* **AIM**
Exactly as written, quote every line that follows, skipping the images.

* **GIVEN INFORMATION**
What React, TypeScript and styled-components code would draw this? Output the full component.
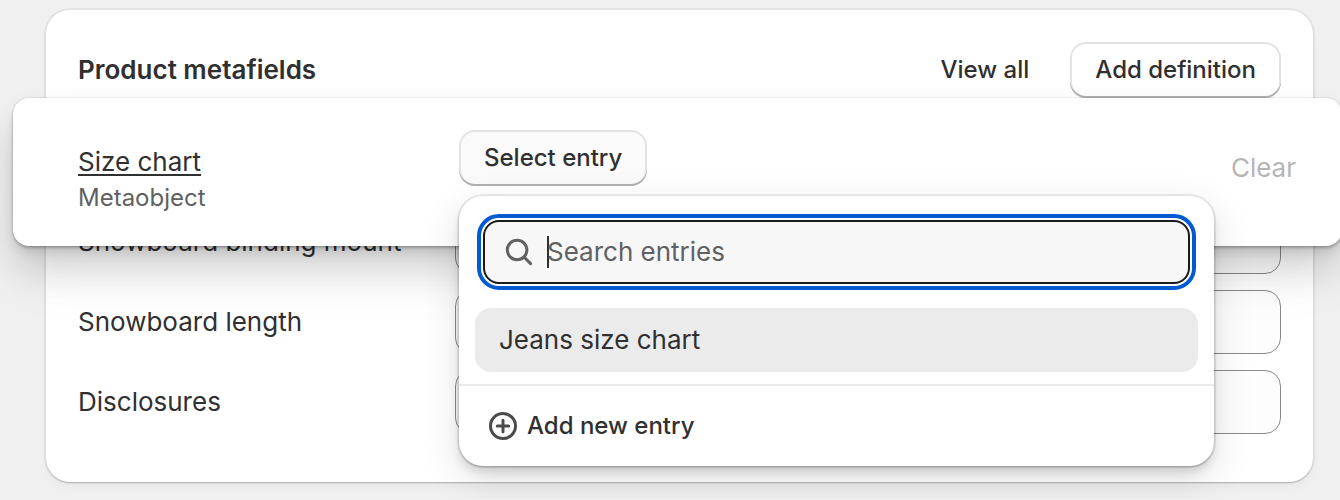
import React, { useState } from "react";
import styled, { createGlobalStyle, css } from "styled-components";

const GlobalStyle = createGlobalStyle`
  * { box-sizing: border-box; }
  body {
    margin: 0;
    background: #f0f0f0;
    color: #303030;
    font-family: Inter, "Liberation Sans", sans-serif;
    font-size: 26px;
    line-height: 32px;
    overflow-x: hidden;
  }
  button, input { font: inherit; color: inherit; }
`;

const Page = styled.main`
  padding: 10px 27px 17px 46px;
  overflow: hidden;
`;

const Card = styled.section`
  position: relative;
  padding: 32px 32px 48px;
  border-radius: 24px;
  background: #fff;
  box-shadow: 0 0 0 2px rgba(0, 0, 0, 0.05), 0 1px 1px rgba(0, 0, 0, 0.18),
    0 6px 10px rgba(0, 0, 0, 0.03);
`;

const CardHeader = styled.header`
  display: flex;
  align-items: center;
  gap: 16px;
  margin-bottom: 112px;
`;

const Title = styled.h2`
  flex: 1;
  margin: 0;
  font-size: 26px;
  font-weight: 600;
`;

const Button = styled.button<{ $plain?: boolean; $pressed?: boolean }>`
  height: 56px;
  padding: 0 25px;
  border: 0;
  border-radius: 16px;
  background: ${(p) => (p.$pressed ? "#fafafa" : "#fff")};
  font-size: 24px;
  font-weight: 500;
  white-space: nowrap;
  cursor: pointer;
  ${(p) =>
    !p.$plain &&
    css`
      box-shadow: inset 0 -2px 0 #b0b0b0, inset 0 0 0 2px #e3e3e3;
    `}
`;

const FieldList = styled.div`
  display: grid;
  gap: 16px;
`;

const FieldRow = styled.div`
  display: grid;
  grid-template-columns: 377px 1fr;
  align-items: center;
`;

const FieldInput = styled.input`
  width: 100%;
  height: 64px;
  padding: 0 24px;
  border: 1px solid #8a8a8a;
  border-radius: 16px;
  background: #fdfdfd;
`;

const ActiveRow = styled.div`
  position: absolute;
  top: 88px;
  left: -33px;
  right: -29px;
  display: grid;
  grid-template-columns: 381px 1fr auto;
  align-items: start;
  height: 148px;
  padding: 32px 46px 32px 65px;
  border-radius: 16px;
  background: #fff;
  box-shadow: 0 0 0 1px rgba(0, 0, 0, 0.06), 0 2px 3px rgba(0, 0, 0, 0.22),
    0 8px 12px -2px rgba(0, 0, 0, 0.1), 0 24px 40px -4px rgba(0, 0, 0, 0.16),
    0 32px 60px rgba(0, 0, 0, 0.05);
`;

const Definition = styled.div`
  display: grid;
  justify-items: start;
  gap: 4px;
  padding-top: 16px;
`;

const DefinitionLink = styled.a`
  color: inherit;
  text-decoration: underline;
  text-decoration-thickness: 2px;
  text-underline-offset: 3px;
`;

const DefinitionType = styled.span`
  color: #616161;
  font-size: 24px;
`;

const ClearButton = styled.button`
  margin-top: 22px;
  padding: 0;
  border: 0;
  background: none;
  &:disabled { color: #b5b5b5; }
`;

const Popover = styled.div`
  position: absolute;
  top: 98px;
  left: 446px;
  right: 128px;
  border-radius: 24px;
  background: #fff;
  box-shadow: 0 0 0 2px rgba(0, 0, 0, 0.07), 0 1px 2px rgba(0, 0, 0, 0.2),
    0 8px 12px -2px rgba(0, 0, 0, 0.14), 0 12px 40px rgba(0, 0, 0, 0.12);
`;

const SearchBox = styled.label`
  position: relative;
  display: flex;
  align-items: center;
  gap: 12px;
  height: 64px;
  margin: 24px;
  padding: 0 20px;
  border: 2px solid #1a1a1a;
  border-radius: 16px;
  outline: 4px solid #005bd3;
  outline-offset: 2px;
  background: #f7f7f7;
`;

const SearchInput = styled.input`
  flex: 1;
  min-width: 0;
  padding: 0;
  border: 0;
  outline: 0;
  background: none;
  caret-color: transparent;
  &::placeholder { color: #616161; opacity: 1; }
`;

const Caret = styled.span`
  position: absolute;
  left: 62px;
  top: 14px;
  width: 2px;
  height: 32px;
  background: #303030;
`;

const Options = styled.ul`
  margin: 0;
  padding: 0 16px 12px;
  list-style: none;
`;

const Option = styled.button`
  width: 100%;
  height: 64px;
  padding: 0 24px;
  border: 0;
  border-radius: 16px;
  background: #ebebeb;
  text-align: left;
`;

const Footer = styled.footer`
  padding: 24px 30px;
  border-top: 2px solid #ebebeb;
`;

const AddEntry = styled.button`
  display: flex;
  align-items: center;
  gap: 10px;
  height: 32px;
  padding: 0;
  border: 0;
  background: none;
  font-size: 24px;
  font-weight: 500;
`;

const SearchIcon = () => (
  <svg width="30" height="30" viewBox="0 0 30 30" fill="none" stroke="#616161" strokeWidth="3" strokeLinecap="round" aria-hidden="true">
    <circle cx="12.1" cy="13" r="9.8" />
    <path d="M19.2 20.2 L25.6 26.6" />
  </svg>
);

const PlusIcon = () => (
  <svg width="28" height="28" viewBox="0 0 28 28" fill="none" stroke="#4a4a4a" strokeWidth="3" strokeLinecap="round" aria-hidden="true">
    <circle cx="14" cy="14" r="12.5" />
    <path d="M14 8.3 V19.7 M8.3 14 H19.7" />
  </svg>
);

const fields = [
  { id: "binding-mount", label: "Snowboard binding mount" },
  { id: "length", label: "Snowboard length" },
  { id: "disclosures", label: "Disclosures" },
];

export default function App() {
  const [query, setQuery] = useState("");
  return (
    <>
      <GlobalStyle />
      <Page>
        <Card>
          <CardHeader>
            <Title>Product metafields</Title>
            <Button $plain>View all</Button>
            <Button>Add definition</Button>
          </CardHeader>
          <FieldList>
            {fields.map((f) => (
              <FieldRow key={f.id}>
                <label htmlFor={f.id}>{f.label}</label>
                <FieldInput id={f.id} />
              </FieldRow>
            ))}
          </FieldList>
          <ActiveRow>
            <Definition>
              <DefinitionLink href="#size-chart">Size chart</DefinitionLink>
              <DefinitionType>Metaobject</DefinitionType>
            </Definition>
            <div>
              <Button $pressed aria-expanded="true">Select entry</Button>
            </div>
            <ClearButton disabled>Clear</ClearButton>
            <Popover>
              <SearchBox>
                <SearchIcon />
                <SearchInput
                  aria-label="Search entries"
                  placeholder="Search entries"
                  value={query}
                  onChange={(e) => setQuery(e.target.value)}
                />
                {query === "" && <Caret />}
              </SearchBox>
              <Options>
                <li>
                  <Option>Jeans size chart</Option>
                </li>
              </Options>
              <Footer>
                <AddEntry>
                  <PlusIcon />
                  Add new entry
                </AddEntry>
              </Footer>
            </Popover>
          </ActiveRow>
        </Card>
      </Page>
    </>
  );
}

* **REPLY**
What React, TypeScript and styled-components code would draw this? Output the full component.
import React, { useState } from "react";
import styled, { createGlobalStyle, css } from "styled-components";

const GlobalStyle = createGlobalStyle`
  * { box-sizing: border-box; }
  body {
    margin: 0;
    background: #f0f0f0;
    color: #303030;
    font-family: Inter, "Liberation Sans", sans-serif;
    font-size: 26px;
    line-height: 32px;
    overflow-x: hidden;
  }
  button, input { font: inherit; color: inherit; }
`;

const Page = styled.main`
  padding: 10px 27px 17px 46px;
  overflow: hidden;
`;

const Card = styled.section`
  position: relative;
  padding: 32px 32px 48px;
  border-radius: 24px;
  background: #fff;
  box-shadow: 0 0 0 2px rgba(0, 0, 0, 0.05), 0 1px 1px rgba(0, 0, 0, 0.18),
    0 6px 10px rgba(0, 0, 0, 0.03);
`;

const CardHeader = styled.header`
  display: flex;
  align-items: center;
  gap: 16px;
  margin-bottom: 112px;
`;

const Title = styled.h2`
  flex: 1;
  margin: 0;
  font-size: 26px;
  font-weight: 600;
`;

const Button = styled.button<{ $plain?: boolean; $pressed?: boolean }>`
  height: 56px;
  padding: 0 25px;
  border: 0;
  border-radius: 16px;
  background: ${(p) => (p.$pressed ? "#fafafa" : "#fff")};
  font-size: 24px;
  font-weight: 500;
  white-space: nowrap;
  cursor: pointer;
  ${(p) =>
    !p.$plain &&
    css`
      box-shadow: inset 0 -2px 0 #b0b0b0, inset 0 0 0 2px #e3e3e3;
    `}
`;

const FieldList = styled.div`
  display: grid;
  gap: 16px;
`;

const FieldRow = styled.div`
  display: grid;
  grid-template-columns: 377px 1fr;
  align-items: center;
`;

const FieldInput = styled.input`
  width: 100%;
  height: 64px;
  padding: 0 24px;
  border: 1px solid #8a8a8a;
  border-radius: 16px;
  background: #fdfdfd;
`;

const ActiveRow = styled.div`
  position: absolute;
  top: 88px;
  left: -33px;
  right: -29px;
  display: grid;
  grid-template-columns: 381px 1fr auto;
  align-items: start;
  height: 148px;
  padding: 32px 46px 32px 65px;
  border-radius: 16px;
  background: #fff;
  box-shadow: 0 0 0 1px rgba(0, 0, 0, 0.06), 0 2px 3px rgba(0, 0, 0, 0.22),
    0 8px 12px -2px rgba(0, 0, 0, 0.1), 0 24px 40px -4px rgba(0, 0, 0, 0.16),
    0 32px 60px rgba(0, 0, 0, 0.05);
`;

const Definition = styled.div`
  display: grid;
  justify-items: start;
  gap: 4px;
  padding-top: 16px;
`;

const DefinitionLink = styled.a`
  color: inherit;
  text-decoration: underline;
  text-decoration-thickness: 2px;
  text-underline-offset: 3px;
`;

const DefinitionType = styled.span`
  color: #616161;
  font-size: 24px;
`;

const ClearButton = styled.button`
  margin-top: 22px;
  padding: 0;
  border: 0;
  background: none;
  &:disabled { color: #b5b5b5; }
`;

const Popover = styled.div`
  position: absolute;
  top: 98px;
  left: 446px;
  right: 128px;
  border-radius: 24px;
  background: #fff;
  box-shadow: 0 0 0 2px rgba(0, 0, 0, 0.07), 0 1px 2px rgba(0, 0, 0, 0.2),
    0 8px 12px -2px rgba(0, 0, 0, 0.14), 0 12px 40px rgba(0, 0, 0, 0.12);
`;

const SearchBox = styled.label`
  position: relative;
  display: flex;
  align-items: center;
  gap: 12px;
  height: 64px;
  margin: 24px;
  padding: 0 20px;
  border: 2px solid #1a1a1a;
  border-radius: 16px;
  outline: 4px solid #005bd3;
  outline-offset: 2px;
  background: #f7f7f7;
`;

const SearchInput = styled.input`
  flex: 1;
  min-width: 0;
  padding: 0;
  border: 0;
  outline: 0;
  background: none;
  caret-color: transparent;
  &::placeholder { color: #616161; opacity: 1; }
`;

const Caret = styled.span`
  position: absolute;
  left: 62px;
  top: 14px;
  width: 2px;
  height: 32px;
  background: #303030;
`;

const Options = styled.ul`
  margin: 0;
  padding: 0 16px 12px;
  list-style: none;
`;

const Option = styled.button`
  width: 100%;
  height: 64px;
  padding: 0 24px;
  border: 0;
  border-radius: 16px;
  background: #ebebeb;
  text-align: left;
`;

const Footer = styled.footer`
  padding: 24px 30px;
  border-top: 2px solid #ebebeb;
`;

const AddEntry = styled.button`
  display: flex;
  align-items: center;
  gap: 10px;
  height: 32px;
  padding: 0;
  border: 0;
  background: none;
  font-size: 24px;
  font-weight: 500;
`;

const SearchIcon = () => (
  <svg width="30" height="30" viewBox="0 0 30 30" fill="none" stroke="#616161" strokeWidth="3" strokeLinecap="round" aria-hidden="true">
    <circle cx="12.1" cy="13" r="9.8" />
    <path d="M19.2 20.2 L25.6 26.6" />
  </svg>
);

const PlusIcon = () => (
  <svg width="28" height="28" viewBox="0 0 28 28" fill="none" stroke="#4a4a4a" strokeWidth="3" strokeLinecap="round" aria-hidden="true">
    <circle cx="14" cy="14" r="12.5" />
    <path d="M14 8.3 V19.7 M8.3 14 H19.7" />
  </svg>
);

const fields = [
  { id: "binding-mount", label: "Snowboard binding mount" },
  { id: "length", label: "Snowboard length" },
  { id: "disclosures", label: "Disclosures" },
];

export default function App() {
  const [query, setQuery] = useState("");
  return (
    <>
      <GlobalStyle />
      <Page>
        <Card>
          <CardHeader>
            <Title>Product metafields</Title>
            <Button $plain>View all</Button>
            <Button>Add definition</Button>
          </CardHeader>
          <FieldList>
            {fields.map((f) => (
              <FieldRow key={f.id}>
                <label htmlFor={f.id}>{f.label}</label>
                <FieldInput id={f.id} />
              </FieldRow>
            ))}
          </FieldList>
          <ActiveRow>
            <Definition>
              <DefinitionLink href="#size-chart">Size chart</DefinitionLink>
              <DefinitionType>Metaobject</DefinitionType>
            </Definition>
            <div>
              <Button $pressed aria-expanded="true">Select entry</Button>
            </div>
            <ClearButton disabled>Clear</ClearButton>
            <Popover>
              <SearchBox>
                <SearchIcon />
                <SearchInput
                  aria-label="Search entries"
                  placeholder="Search entries"
                  value={query}
                  onChange={(e) => setQuery(e.target.value)}
                />
                {query === "" && <Caret />}
              </SearchBox>
              <Options>
                <li>
                  <Option>Jeans size chart</Option>
                </li>
              </Options>
              <Footer>
                <AddEntry>
                  <PlusIcon />
                  Add new entry
                </AddEntry>
              </Footer>
            </Popover>
          </ActiveRow>
        </Card>
      </Page>
    </>
  );
}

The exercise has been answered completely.